## TASK GOAL
Report how many lines contain "this". Give the number and nothing else.

[Start of GIVEN DATA]

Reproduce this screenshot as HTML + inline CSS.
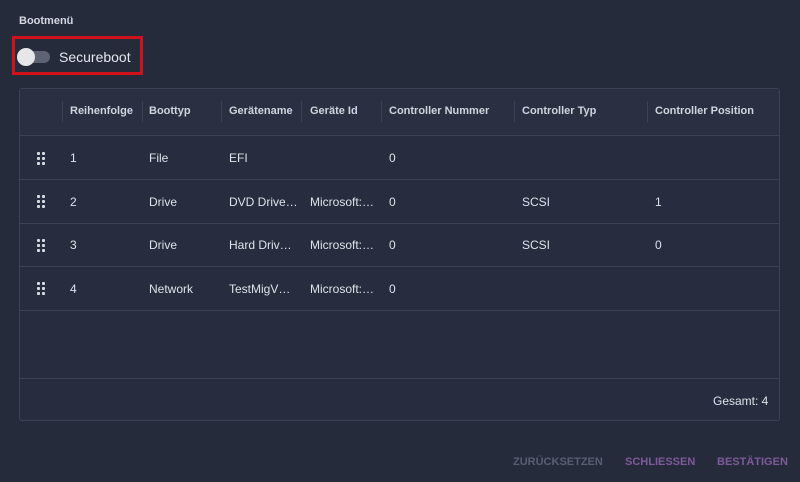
<!DOCTYPE html><html><head><style>
body{margin:0;width:800px;height:482px;background:#262b3b;font-family:"Liberation Sans",sans-serif;color:#dfe2ea;position:relative;overflow:hidden}
.a{position:absolute}
.t{font-size:12px;white-space:nowrap}
.h{font-weight:bold;font-size:11px;color:#d0d4de;white-space:nowrap}
.line{position:absolute;left:20px;width:760px;height:1px;background:#3b4254}
.sep{position:absolute;top:101px;width:1px;height:21px;background:#3b4254}
.dots{position:absolute;width:8px;height:12px}
.dots i{position:absolute;width:3px;height:3px;background:#d8dce4;border-radius:1px}
.b{font-size:11px;font-weight:bold;white-space:nowrap}
</style></head><body>
<div class="a t" style="left:19px;top:15px;font-size:11px;font-weight:bold;color:#d6d9e2">Bootmenü</div>
<div class="a" style="left:12px;top:36px;width:131px;height:39px;border:3px solid #d0121b;box-sizing:border-box"></div>
<div class="a" style="left:20px;top:51px;width:30px;height:12px;border-radius:6px;background:#5d6372"></div>
<div class="a" style="left:17px;top:48px;width:18px;height:18px;border-radius:50%;background:#e6e6e8"></div>
<div class="a" style="left:59px;top:49px;font-size:14px;color:#e4e6ec">Secureboot</div>
<div class="a" style="left:19px;top:88px;width:761px;height:333px;border:1px solid #3b4254;border-radius:3px;box-sizing:border-box;background:#272d3e"></div>
<div class="a" style="left:20px;top:89px;width:759px;height:46px;background:#2a3041"></div>
<div class="sep" style="left:62px"></div><div class="sep" style="left:142px"></div><div class="sep" style="left:221px"></div><div class="sep" style="left:301px"></div><div class="sep" style="left:381px"></div><div class="sep" style="left:514px"></div><div class="sep" style="left:647px"></div>
<div class="a h" style="left:70px;top:105px">Reihenfolge</div>
<div class="a h" style="left:149px;top:105px">Boottyp</div>
<div class="a h" style="left:229px;top:105px">Gerätename</div>
<div class="a h" style="left:310px;top:105px">Geräte Id</div>
<div class="a h" style="left:389px;top:105px">Controller Nummer</div>
<div class="a h" style="left:522px;top:105px">Controller Typ</div>
<div class="a h" style="left:655px;top:105px">Controller Position</div>
<div class="line" style="top:135px"></div><div class="line" style="top:179px"></div><div class="line" style="top:223px"></div><div class="line" style="top:266px"></div><div class="line" style="top:310px"></div><div class="line" style="top:378px"></div>

<div class="dots" style="left:37px;top:152px"><i style="left:0;top:0"></i><i style="left:5px;top:0"></i><i style="left:0;top:5px"></i><i style="left:5px;top:5px"></i><i style="left:0;top:10px"></i><i style="left:5px;top:10px"></i></div>
<div class="dots" style="left:37px;top:195px"><i style="left:0;top:0"></i><i style="left:5px;top:0"></i><i style="left:0;top:5px"></i><i style="left:5px;top:5px"></i><i style="left:0;top:10px"></i><i style="left:5px;top:10px"></i></div>
<div class="dots" style="left:37px;top:239px"><i style="left:0;top:0"></i><i style="left:5px;top:0"></i><i style="left:0;top:5px"></i><i style="left:5px;top:5px"></i><i style="left:0;top:10px"></i><i style="left:5px;top:10px"></i></div>
<div class="dots" style="left:37px;top:282px"><i style="left:0;top:0"></i><i style="left:5px;top:0"></i><i style="left:0;top:5px"></i><i style="left:5px;top:5px"></i><i style="left:0;top:10px"></i><i style="left:5px;top:10px"></i></div>

<div class="a t" style="left:70px;top:151px">1</div><div class="a t" style="left:149px;top:151px">File</div><div class="a t" style="left:229px;top:151px">EFI</div><div class="a t" style="left:389px;top:151px">0</div>
<div class="a t" style="left:70px;top:195px">2</div><div class="a t" style="left:149px;top:195px">Drive</div><div class="a t" style="left:229px;top:195px">DVD Drive…</div><div class="a t" style="left:310px;top:195px">Microsoft:…</div><div class="a t" style="left:389px;top:195px">0</div><div class="a t" style="left:522px;top:195px">SCSI</div><div class="a t" style="left:655px;top:195px">1</div>
<div class="a t" style="left:70px;top:238px">3</div><div class="a t" style="left:149px;top:238px">Drive</div><div class="a t" style="left:229px;top:238px">Hard Driv…</div><div class="a t" style="left:310px;top:238px">Microsoft:…</div><div class="a t" style="left:389px;top:238px">0</div><div class="a t" style="left:522px;top:238px">SCSI</div><div class="a t" style="left:655px;top:238px">0</div>
<div class="a t" style="left:70px;top:282px">4</div><div class="a t" style="left:149px;top:282px">Network</div><div class="a t" style="left:229px;top:282px">TestMigV…</div><div class="a t" style="left:310px;top:282px">Microsoft:…</div><div class="a t" style="left:389px;top:282px">0</div>
<div class="a t" style="left:713px;top:394px">Gesamt: 4</div>
<div class="a b" style="left:513px;top:456px;color:#595f73">ZURÜCKSETZEN</div>
<div class="a b" style="left:625px;top:456px;color:#7d5a9a">SCHLIESSEN</div>
<div class="a b" style="left:717px;top:456px;color:#7d5a9a">BESTÄTIGEN</div>
</body></html>
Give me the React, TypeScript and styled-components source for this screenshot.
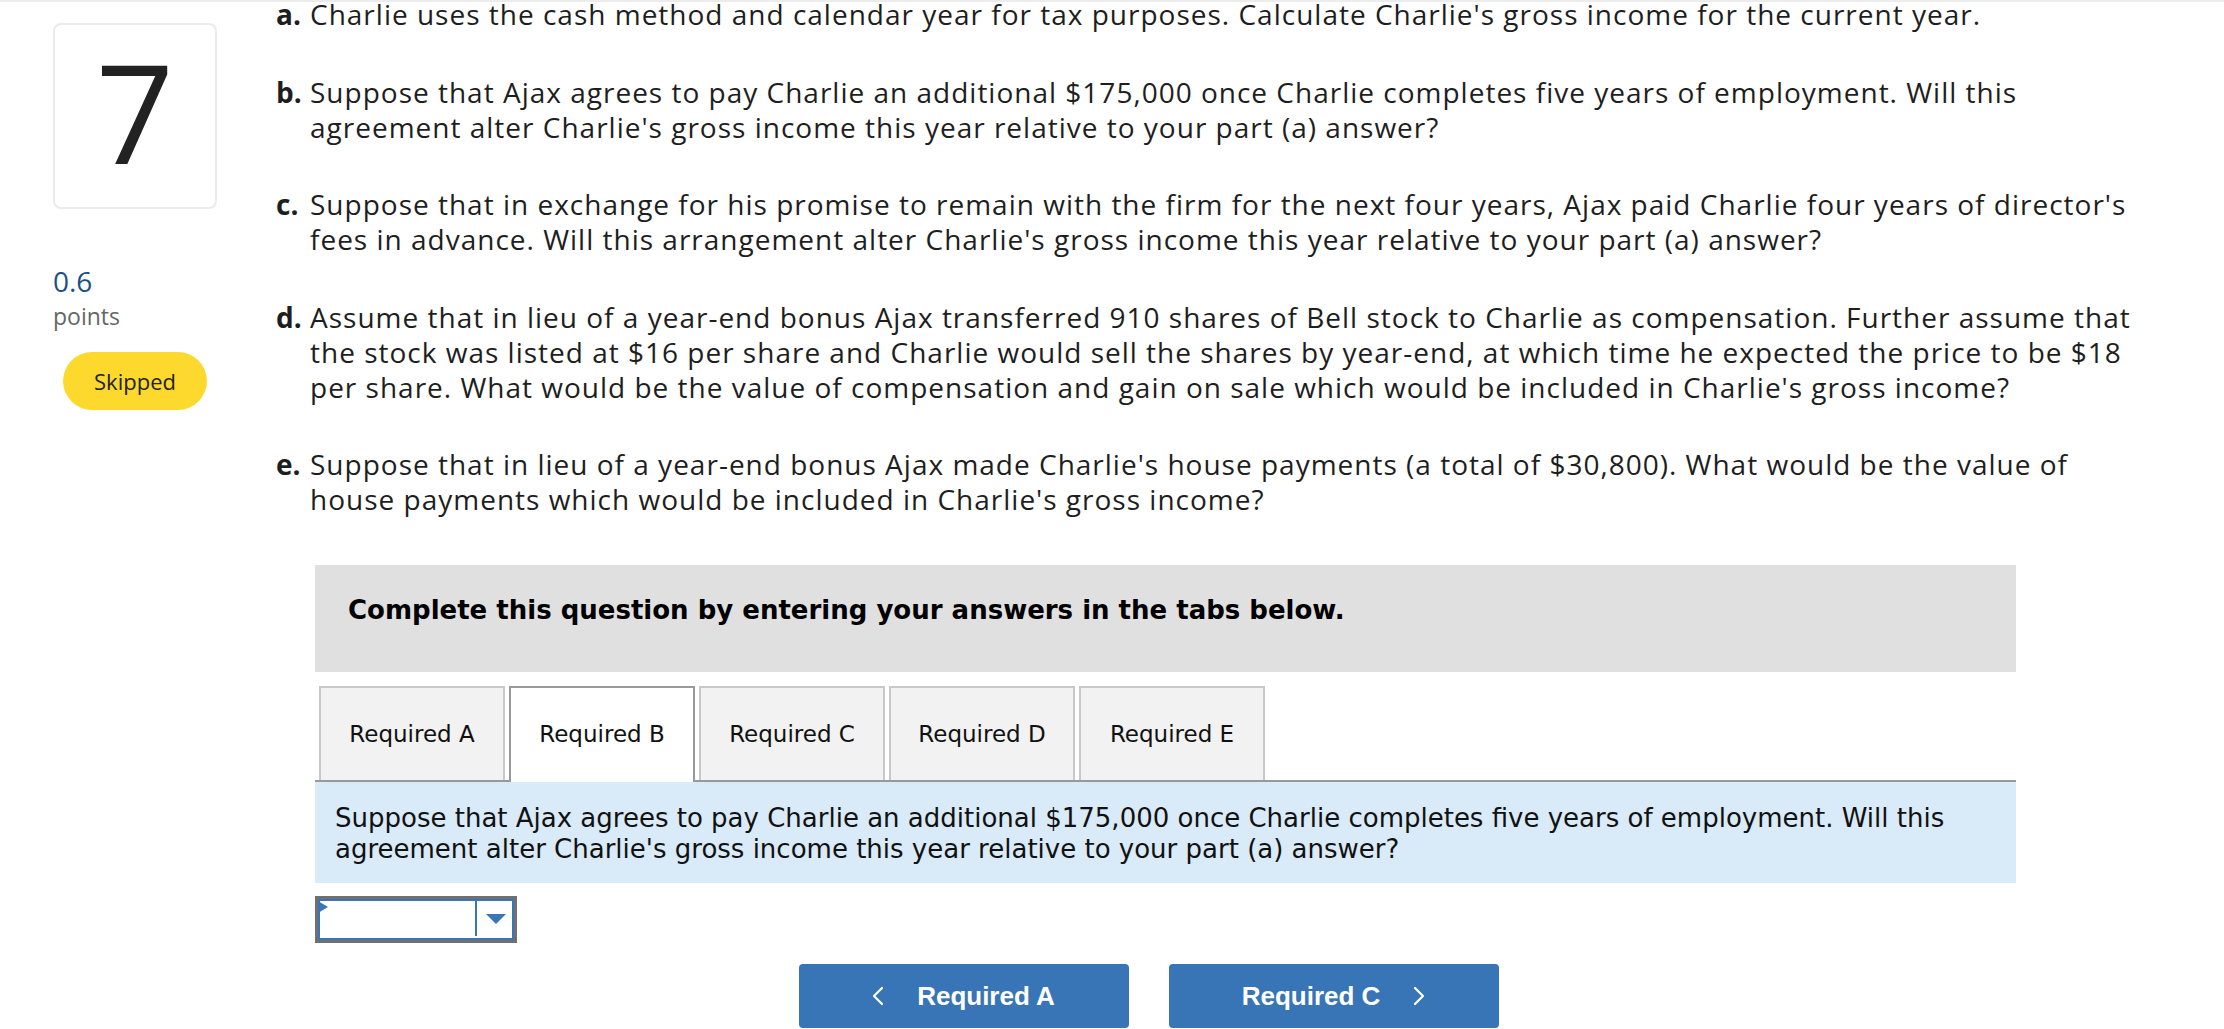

[End of GIVEN DATA]

## REPLY
2